Cookies, lists and common sense

Chocolate peppermint cookies

Chocolate peppermint cookies

Today has been a beautiful day in Southwest Florida but I have spent almost all of it inside, with the air conditioner cranked up and Christmas carols on.  I spent the day baking and making fudge, then allowed myself to take the time to deliver some to an elderly couple I haven’t seen in a while.  My first thought was, “I’ll quickly drop it off, so I can deliver others and get back home”.  Then, I thought about it some more and said to myself, “No, you will stop and breathe and relax and visit with them because you never take the time to do that anymore”.

I made up my mind that the days preceding Christmas were not going to be stressful this year, and that I would approach it differently .  Instead of having unending lists and must-dos because I have to, I decided to take it one day at a time, to do what I can and if something doesn’t get done, so what? Seriously, what’s going to happen if I don’t have all the shopping done by December 20th or I forget to buy all the ingredients for mom’s red velvet cake?  Nothing, that’s what.

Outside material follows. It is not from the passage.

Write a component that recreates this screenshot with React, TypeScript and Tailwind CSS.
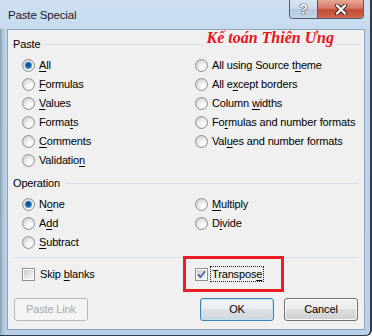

If I forgot to make half of what I’m responsible for, our family would still have enough food left over to feed another family for a week.  And, if lo and behold that one gift I ordered online for my youngest doesn’t come in?  Well, then she will live and have a nice surprise a few days late.

I’ve come to the conclusion that we need to all step back and think about WHY we do some of the things we do.  Sometimes it seems we’re like hamsters stuck on the treadmill, running ourselves ragged, without accomplishing much.  Although I love traditions, if they become rote robotic type activities, they lose their significance and might as well be abolished.  What if you just make up a brand new tradition that fits your family?

Yesterday, I went to town to do some of my shopping and had it on my list to pick up poinsettias because I have an empty vase sitting here.  I also had two more pages of neatly penned items to do.  However, when I noticed my stress level beginning to climb and felt my allergy ridden body begin to tire, I came home.  No poinsettias and the list is missing many check marks.  I don’t care.  No one even knows and wouldn’t know now if I weren’t telling.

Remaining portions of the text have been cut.